TASK TO COMPLETE:
Using the material that follows, identify and copy each line with the string "Tailwind".

◇ ◇ ◇ ◇ ◇ ◇ ◇

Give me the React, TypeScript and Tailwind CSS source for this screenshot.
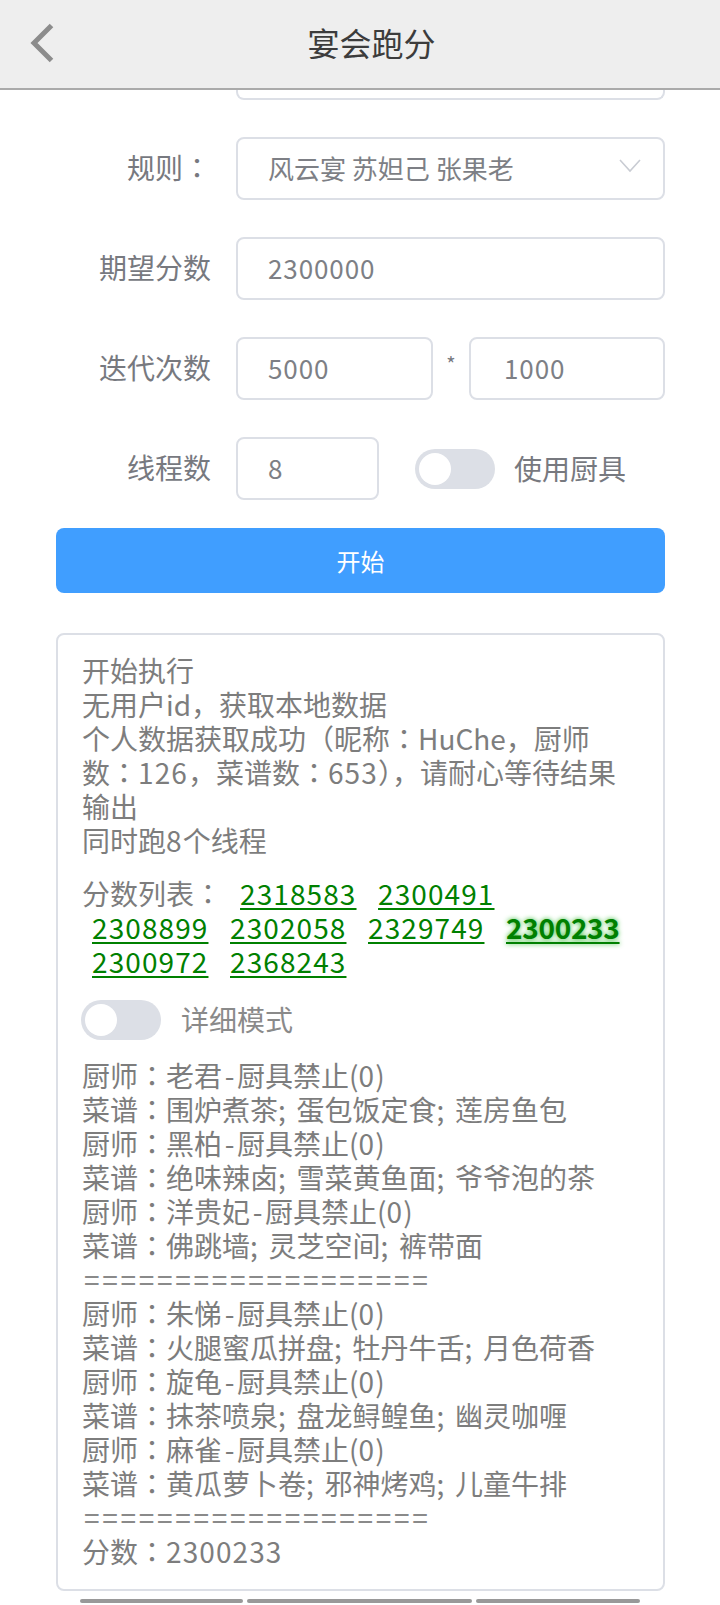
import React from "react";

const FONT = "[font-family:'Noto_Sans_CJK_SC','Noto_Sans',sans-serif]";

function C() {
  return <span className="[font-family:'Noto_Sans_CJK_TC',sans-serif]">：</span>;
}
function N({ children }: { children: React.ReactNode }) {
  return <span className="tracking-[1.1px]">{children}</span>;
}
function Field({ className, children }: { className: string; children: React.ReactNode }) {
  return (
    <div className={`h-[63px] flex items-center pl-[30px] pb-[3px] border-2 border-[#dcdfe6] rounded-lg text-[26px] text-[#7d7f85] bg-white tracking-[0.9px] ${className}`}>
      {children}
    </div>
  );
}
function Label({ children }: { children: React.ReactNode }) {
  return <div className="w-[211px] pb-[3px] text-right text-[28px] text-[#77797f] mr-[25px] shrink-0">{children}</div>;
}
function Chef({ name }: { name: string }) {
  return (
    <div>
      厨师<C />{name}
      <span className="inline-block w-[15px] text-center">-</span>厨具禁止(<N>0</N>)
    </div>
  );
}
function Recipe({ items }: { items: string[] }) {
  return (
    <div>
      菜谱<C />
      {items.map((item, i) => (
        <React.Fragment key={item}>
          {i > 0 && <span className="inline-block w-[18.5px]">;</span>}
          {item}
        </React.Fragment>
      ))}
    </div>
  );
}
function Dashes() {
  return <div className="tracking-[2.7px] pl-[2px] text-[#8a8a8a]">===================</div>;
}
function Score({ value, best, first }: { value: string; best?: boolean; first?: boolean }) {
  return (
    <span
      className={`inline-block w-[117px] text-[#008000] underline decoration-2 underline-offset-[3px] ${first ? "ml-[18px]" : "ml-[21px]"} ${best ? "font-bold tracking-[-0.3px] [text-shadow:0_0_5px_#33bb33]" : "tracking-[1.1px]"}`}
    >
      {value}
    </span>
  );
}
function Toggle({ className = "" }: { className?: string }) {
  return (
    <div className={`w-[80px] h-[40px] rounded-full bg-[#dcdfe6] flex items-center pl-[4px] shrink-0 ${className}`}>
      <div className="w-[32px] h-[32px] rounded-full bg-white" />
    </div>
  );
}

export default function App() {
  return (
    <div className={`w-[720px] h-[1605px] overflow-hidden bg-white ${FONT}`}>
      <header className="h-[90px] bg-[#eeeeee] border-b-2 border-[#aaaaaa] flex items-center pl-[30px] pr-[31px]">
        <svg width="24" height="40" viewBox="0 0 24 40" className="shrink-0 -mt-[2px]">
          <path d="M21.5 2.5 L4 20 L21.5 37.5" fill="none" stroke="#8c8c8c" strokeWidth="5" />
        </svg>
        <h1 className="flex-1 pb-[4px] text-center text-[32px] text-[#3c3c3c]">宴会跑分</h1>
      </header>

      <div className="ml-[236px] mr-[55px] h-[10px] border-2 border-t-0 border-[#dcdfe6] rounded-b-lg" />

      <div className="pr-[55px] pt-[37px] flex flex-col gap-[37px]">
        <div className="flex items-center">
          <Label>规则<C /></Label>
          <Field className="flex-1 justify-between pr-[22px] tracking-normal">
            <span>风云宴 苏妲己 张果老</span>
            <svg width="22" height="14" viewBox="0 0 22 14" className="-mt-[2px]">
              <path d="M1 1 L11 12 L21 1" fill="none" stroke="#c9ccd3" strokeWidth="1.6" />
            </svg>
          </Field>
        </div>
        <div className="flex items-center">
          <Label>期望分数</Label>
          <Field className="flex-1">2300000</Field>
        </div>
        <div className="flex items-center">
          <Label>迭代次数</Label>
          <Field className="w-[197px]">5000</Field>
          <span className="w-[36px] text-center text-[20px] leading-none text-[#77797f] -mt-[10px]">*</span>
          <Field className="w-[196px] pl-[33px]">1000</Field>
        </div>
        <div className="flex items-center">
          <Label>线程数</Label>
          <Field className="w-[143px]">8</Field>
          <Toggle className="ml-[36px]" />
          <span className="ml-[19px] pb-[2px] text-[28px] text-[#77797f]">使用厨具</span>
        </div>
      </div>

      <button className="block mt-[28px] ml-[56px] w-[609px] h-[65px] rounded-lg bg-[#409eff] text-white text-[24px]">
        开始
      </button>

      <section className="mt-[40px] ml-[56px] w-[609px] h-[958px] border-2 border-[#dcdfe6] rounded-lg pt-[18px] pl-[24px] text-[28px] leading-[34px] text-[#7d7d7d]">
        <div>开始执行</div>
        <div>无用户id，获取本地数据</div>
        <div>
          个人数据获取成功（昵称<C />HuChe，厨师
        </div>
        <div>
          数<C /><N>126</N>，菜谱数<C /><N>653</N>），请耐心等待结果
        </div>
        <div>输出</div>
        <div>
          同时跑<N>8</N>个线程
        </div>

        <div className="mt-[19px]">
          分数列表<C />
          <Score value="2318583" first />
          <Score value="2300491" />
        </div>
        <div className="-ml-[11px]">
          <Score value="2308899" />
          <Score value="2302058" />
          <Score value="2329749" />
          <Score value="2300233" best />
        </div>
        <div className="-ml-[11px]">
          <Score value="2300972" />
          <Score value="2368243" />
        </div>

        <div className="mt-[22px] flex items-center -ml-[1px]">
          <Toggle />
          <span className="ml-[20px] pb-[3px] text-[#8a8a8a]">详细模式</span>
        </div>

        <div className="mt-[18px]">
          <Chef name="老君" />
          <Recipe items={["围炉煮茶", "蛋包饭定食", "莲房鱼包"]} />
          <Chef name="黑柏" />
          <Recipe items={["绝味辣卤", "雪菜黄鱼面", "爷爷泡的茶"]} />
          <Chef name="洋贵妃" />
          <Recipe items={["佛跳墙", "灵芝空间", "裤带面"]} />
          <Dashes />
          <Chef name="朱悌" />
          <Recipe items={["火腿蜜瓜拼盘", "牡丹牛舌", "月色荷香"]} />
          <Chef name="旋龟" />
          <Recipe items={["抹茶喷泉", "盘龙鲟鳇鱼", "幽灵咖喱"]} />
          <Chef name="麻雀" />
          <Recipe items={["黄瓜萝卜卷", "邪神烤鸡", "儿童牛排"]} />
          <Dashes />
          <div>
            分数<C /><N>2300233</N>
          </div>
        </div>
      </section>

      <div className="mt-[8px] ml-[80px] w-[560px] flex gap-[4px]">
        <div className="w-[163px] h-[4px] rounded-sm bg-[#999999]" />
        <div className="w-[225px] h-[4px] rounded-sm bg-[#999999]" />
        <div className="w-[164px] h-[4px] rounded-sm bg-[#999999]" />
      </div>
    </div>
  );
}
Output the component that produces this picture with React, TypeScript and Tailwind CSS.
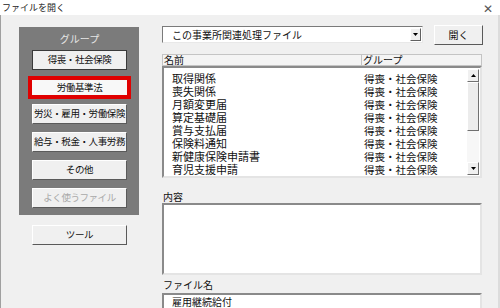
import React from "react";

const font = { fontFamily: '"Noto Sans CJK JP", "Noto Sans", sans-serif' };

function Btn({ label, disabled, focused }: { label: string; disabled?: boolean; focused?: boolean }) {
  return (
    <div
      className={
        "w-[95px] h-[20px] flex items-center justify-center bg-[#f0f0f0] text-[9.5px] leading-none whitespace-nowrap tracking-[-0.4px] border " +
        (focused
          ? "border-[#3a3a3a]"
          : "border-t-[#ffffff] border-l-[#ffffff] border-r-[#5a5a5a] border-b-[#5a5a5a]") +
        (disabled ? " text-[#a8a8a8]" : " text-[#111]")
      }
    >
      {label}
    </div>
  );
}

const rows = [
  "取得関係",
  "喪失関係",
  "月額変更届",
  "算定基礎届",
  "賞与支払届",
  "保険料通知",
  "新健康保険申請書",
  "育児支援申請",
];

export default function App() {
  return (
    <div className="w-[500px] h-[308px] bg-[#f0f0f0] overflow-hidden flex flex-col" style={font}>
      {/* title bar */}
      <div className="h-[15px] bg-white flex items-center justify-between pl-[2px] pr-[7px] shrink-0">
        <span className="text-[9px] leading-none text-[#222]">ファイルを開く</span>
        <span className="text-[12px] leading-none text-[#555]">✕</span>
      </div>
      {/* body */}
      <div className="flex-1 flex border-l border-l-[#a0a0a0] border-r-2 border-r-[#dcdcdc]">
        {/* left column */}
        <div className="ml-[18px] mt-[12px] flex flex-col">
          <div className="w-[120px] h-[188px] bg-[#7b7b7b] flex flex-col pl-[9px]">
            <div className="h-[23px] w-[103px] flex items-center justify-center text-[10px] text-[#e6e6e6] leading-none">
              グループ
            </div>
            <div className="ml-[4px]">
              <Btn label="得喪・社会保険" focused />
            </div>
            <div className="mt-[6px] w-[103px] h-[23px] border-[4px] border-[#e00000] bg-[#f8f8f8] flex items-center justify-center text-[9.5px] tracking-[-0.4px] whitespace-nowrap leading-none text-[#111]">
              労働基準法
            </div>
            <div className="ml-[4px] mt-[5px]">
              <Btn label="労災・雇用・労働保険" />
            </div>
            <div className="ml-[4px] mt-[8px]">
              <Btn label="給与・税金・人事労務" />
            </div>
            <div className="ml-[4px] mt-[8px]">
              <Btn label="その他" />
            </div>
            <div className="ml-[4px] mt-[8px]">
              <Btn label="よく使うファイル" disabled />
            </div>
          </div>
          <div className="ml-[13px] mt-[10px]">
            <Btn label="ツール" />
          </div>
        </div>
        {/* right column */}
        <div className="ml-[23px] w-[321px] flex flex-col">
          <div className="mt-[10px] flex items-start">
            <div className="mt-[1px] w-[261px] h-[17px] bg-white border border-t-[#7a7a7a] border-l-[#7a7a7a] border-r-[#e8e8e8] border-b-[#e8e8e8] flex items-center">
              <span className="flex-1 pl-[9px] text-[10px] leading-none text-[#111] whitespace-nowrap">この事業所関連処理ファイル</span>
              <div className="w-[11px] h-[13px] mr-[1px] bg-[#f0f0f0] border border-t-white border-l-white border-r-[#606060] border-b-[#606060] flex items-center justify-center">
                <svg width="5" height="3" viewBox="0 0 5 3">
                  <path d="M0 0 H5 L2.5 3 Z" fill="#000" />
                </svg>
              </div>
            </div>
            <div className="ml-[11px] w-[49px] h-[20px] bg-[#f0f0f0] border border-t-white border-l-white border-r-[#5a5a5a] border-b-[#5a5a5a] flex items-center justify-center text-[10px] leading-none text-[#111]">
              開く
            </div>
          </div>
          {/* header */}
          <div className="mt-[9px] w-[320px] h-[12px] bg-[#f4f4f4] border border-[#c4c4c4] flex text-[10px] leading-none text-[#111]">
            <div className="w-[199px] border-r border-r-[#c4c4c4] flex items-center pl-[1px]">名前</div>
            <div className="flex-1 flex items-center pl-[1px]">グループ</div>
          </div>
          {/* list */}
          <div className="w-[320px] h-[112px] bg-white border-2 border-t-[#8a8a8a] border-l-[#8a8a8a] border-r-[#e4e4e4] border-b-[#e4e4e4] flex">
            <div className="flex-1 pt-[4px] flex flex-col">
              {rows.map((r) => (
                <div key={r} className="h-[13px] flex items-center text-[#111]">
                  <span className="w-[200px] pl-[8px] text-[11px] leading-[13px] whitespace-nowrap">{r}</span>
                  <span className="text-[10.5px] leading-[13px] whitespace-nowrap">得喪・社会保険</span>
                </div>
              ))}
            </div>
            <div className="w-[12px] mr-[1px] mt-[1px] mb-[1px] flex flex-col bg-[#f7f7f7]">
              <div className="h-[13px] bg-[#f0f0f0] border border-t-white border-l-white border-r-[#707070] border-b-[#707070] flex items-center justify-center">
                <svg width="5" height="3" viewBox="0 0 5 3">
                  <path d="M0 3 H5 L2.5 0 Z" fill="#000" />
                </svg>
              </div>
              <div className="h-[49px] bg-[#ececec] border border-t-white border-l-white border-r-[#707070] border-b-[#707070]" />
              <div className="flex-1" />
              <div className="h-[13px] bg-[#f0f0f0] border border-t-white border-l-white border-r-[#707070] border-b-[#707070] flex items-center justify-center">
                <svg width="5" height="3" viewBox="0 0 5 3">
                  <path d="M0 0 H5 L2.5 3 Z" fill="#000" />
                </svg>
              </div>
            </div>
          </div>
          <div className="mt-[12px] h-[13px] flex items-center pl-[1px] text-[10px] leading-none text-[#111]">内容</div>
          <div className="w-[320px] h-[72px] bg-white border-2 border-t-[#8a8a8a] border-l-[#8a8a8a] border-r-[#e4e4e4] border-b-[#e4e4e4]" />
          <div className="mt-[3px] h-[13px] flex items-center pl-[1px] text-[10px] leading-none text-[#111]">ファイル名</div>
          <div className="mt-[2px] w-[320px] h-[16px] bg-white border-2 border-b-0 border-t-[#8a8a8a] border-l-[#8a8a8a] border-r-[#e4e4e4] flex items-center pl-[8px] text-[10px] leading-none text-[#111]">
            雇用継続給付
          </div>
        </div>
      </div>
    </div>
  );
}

◇ ◇ ◇ ◇ ◇ ◇ ◇

COMPLETED TASK:
Give me the React, TypeScript and Tailwind CSS source for this screenshot.
Output the component that produces this picture with React, TypeScript and Tailwind CSS.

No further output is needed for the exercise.